La peur, la cupidité et la soif de pouvoir sont les forces de motivation psychologique à l’œuvre non seulement dans les conflits et les violences entre nations, tribus, religions et idéologies, mais également dans les incessants conflits entre personnes. Ces émotions de peur, de cupidité et de violence amènent une distorsion de la perception que vous avez des humains et de vous-même. Elles créent un filtre à travers lequel vous interprétez mal chaque situation. Ce qui vous amène à agir de façon mal avisée tout simplement pour vous débarrasser de la peur et pour satisfaire votre besoin d’avoir toujours plus, de combler un trou sans fond qui ne peut en fait jamais l’être.
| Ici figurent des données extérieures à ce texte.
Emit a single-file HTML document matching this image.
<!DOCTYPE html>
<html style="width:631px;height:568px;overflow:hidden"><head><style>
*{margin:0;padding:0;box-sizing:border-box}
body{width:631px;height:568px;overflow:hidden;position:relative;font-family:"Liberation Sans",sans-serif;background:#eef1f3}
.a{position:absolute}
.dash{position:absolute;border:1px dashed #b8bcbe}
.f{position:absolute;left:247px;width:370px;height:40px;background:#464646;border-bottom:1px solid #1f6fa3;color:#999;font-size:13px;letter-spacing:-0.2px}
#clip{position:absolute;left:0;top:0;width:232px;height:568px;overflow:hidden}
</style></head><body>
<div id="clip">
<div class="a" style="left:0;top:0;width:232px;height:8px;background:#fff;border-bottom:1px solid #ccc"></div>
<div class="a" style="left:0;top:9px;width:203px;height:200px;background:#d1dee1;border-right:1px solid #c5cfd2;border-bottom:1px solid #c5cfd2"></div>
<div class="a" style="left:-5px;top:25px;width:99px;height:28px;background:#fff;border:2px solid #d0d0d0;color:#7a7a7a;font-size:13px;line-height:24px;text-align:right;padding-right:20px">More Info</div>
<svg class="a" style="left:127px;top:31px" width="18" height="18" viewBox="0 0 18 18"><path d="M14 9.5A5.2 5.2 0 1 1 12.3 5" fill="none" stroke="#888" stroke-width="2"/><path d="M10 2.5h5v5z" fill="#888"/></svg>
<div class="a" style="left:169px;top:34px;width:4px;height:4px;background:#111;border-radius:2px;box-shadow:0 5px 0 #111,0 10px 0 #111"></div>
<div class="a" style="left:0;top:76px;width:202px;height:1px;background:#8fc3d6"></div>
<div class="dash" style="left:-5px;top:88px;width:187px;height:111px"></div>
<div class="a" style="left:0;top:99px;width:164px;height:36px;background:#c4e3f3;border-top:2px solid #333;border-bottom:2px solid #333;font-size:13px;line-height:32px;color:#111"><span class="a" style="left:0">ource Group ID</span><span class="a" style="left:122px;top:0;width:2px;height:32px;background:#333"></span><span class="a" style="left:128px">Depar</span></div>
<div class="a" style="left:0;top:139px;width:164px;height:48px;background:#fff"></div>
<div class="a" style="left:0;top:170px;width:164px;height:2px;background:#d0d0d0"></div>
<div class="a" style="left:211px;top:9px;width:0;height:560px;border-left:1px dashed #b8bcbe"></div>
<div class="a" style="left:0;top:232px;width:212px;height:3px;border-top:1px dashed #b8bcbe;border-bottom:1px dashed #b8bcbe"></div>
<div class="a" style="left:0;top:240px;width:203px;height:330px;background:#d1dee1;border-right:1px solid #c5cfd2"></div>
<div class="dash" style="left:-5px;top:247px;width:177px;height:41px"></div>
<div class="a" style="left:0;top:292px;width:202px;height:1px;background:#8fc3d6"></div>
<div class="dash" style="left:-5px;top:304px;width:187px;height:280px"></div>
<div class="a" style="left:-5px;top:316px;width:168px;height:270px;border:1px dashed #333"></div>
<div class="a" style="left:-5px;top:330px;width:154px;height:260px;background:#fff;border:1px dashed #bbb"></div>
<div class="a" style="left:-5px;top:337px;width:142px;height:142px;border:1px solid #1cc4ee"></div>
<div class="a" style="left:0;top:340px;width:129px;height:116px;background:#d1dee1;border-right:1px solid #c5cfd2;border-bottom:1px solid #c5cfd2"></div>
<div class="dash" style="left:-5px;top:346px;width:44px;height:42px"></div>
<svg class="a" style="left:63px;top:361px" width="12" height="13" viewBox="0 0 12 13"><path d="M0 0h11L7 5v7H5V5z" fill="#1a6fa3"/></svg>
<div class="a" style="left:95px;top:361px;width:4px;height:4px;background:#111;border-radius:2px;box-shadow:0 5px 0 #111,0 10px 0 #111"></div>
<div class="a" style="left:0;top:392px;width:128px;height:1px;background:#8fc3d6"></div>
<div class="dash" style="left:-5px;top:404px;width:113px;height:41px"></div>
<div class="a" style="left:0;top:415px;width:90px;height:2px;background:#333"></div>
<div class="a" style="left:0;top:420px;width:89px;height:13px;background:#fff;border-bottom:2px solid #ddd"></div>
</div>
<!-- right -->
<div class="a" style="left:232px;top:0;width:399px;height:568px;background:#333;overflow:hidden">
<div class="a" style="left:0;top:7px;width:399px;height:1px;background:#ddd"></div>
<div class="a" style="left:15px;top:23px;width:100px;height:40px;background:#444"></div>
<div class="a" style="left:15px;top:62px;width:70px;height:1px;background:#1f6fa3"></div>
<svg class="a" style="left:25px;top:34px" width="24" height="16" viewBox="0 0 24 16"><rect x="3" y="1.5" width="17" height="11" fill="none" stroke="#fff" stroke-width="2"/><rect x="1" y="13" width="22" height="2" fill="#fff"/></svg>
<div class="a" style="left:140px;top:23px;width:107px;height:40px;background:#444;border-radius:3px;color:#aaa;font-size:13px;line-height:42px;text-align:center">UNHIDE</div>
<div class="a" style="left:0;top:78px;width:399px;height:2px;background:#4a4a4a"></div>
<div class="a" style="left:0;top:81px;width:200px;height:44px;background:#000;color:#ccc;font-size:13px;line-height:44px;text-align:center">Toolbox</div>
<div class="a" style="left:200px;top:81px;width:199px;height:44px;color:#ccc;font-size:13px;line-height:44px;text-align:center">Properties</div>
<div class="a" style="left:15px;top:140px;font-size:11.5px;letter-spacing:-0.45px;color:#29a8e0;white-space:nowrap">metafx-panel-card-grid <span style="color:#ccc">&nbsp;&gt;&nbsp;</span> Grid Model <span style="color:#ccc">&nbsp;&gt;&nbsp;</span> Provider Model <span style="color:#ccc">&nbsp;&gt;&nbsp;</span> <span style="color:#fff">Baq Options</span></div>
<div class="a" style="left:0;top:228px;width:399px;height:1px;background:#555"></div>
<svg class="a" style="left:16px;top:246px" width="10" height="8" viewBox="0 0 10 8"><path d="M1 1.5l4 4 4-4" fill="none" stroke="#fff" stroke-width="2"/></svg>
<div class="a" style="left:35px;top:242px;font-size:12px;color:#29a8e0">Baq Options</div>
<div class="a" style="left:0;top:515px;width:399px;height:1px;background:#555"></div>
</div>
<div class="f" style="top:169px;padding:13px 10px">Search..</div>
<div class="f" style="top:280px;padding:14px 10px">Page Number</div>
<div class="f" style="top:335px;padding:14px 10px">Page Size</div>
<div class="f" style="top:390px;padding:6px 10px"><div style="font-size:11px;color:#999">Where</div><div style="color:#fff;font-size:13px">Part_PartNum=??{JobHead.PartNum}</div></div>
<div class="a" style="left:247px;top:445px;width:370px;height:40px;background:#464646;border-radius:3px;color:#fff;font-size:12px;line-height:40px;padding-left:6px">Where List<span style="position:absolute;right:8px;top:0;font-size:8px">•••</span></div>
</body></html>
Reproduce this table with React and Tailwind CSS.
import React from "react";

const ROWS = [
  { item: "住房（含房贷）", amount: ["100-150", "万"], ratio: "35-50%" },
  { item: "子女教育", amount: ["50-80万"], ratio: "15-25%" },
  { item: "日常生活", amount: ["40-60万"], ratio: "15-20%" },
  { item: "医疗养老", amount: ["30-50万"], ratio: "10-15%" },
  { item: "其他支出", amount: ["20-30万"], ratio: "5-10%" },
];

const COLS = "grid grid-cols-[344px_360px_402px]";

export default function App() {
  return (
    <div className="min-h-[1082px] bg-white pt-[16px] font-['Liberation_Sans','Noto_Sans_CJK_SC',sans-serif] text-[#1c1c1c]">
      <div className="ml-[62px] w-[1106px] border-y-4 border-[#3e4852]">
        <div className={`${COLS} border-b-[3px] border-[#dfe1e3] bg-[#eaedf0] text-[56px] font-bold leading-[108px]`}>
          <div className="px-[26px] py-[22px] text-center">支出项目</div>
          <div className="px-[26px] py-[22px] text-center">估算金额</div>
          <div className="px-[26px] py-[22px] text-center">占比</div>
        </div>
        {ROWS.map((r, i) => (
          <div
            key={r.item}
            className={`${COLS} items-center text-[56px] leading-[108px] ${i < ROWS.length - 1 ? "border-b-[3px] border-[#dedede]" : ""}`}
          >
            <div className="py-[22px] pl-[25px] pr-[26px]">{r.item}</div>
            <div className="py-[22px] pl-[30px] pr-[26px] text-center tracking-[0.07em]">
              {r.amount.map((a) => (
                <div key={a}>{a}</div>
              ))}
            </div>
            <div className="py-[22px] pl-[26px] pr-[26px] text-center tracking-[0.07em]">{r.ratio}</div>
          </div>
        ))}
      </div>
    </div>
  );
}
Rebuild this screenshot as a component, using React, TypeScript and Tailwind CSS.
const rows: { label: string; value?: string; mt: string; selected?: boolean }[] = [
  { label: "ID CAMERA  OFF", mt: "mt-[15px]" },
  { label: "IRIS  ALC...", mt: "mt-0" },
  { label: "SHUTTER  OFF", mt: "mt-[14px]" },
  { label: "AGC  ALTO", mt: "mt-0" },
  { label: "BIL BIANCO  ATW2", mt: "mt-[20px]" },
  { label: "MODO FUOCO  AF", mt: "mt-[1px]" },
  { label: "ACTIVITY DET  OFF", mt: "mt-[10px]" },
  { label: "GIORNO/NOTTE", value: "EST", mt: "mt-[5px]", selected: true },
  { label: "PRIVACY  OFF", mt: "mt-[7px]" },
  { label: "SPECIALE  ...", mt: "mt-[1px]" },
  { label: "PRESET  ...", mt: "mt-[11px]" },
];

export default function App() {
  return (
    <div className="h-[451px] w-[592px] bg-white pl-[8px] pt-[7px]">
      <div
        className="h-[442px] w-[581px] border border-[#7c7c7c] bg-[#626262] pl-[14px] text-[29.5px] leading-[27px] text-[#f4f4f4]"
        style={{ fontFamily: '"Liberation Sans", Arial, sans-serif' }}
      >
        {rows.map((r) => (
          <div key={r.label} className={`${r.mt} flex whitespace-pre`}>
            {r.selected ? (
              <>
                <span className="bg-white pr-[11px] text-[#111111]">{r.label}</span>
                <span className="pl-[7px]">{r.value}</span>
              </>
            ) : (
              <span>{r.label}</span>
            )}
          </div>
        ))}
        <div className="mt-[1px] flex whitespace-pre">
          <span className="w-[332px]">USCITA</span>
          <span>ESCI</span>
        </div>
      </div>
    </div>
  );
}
Il est cependant important de comprendre que la peur, la cupidité et la soif de pouvoir ne constituent pas le dysfonctionnement dont il est question ici, mais qu’elles sont engendrées par ce dysfonctionnement. Ce dernier est une illusion collective profondément ancrée dans l’esprit de chaque être humain. Même si un certain nombre d’enseignements spirituels nous disent de lâcher la peur et le désir, dans la pratique, cela ne fonctionne généralement pas. Pourquoi ? Parce que ces enseignements n’ont pas atteint la racine du dysfonctionnement. La peur, la cupidité et la soif de pouvoir n’en sont pas les facteurs causaux ultimes. Il est tout à fait louable et noble de vouloir devenir une bonne ou une meilleure personne. Cependant, on ne peut réussir dans cette démarche que s’il y a un basculement dans la conscience. À vrai dire, le fait de vouloir devenir meilleur appartient encore au même dysfonctionnement, sous une forme plus subtile d’amélioration personnelle, de désir de plus et de renforcement de l’identité, de renforcement de l’image personnelle. On ne devient pas bon en essayant d’être bon, mais en trouvant la bonté qui est déjà en soi et en lui permettant de s’exprimer. Mais celle-ci ne peut émerger que si des changements fondamentaux se produisent dans l’état de conscience.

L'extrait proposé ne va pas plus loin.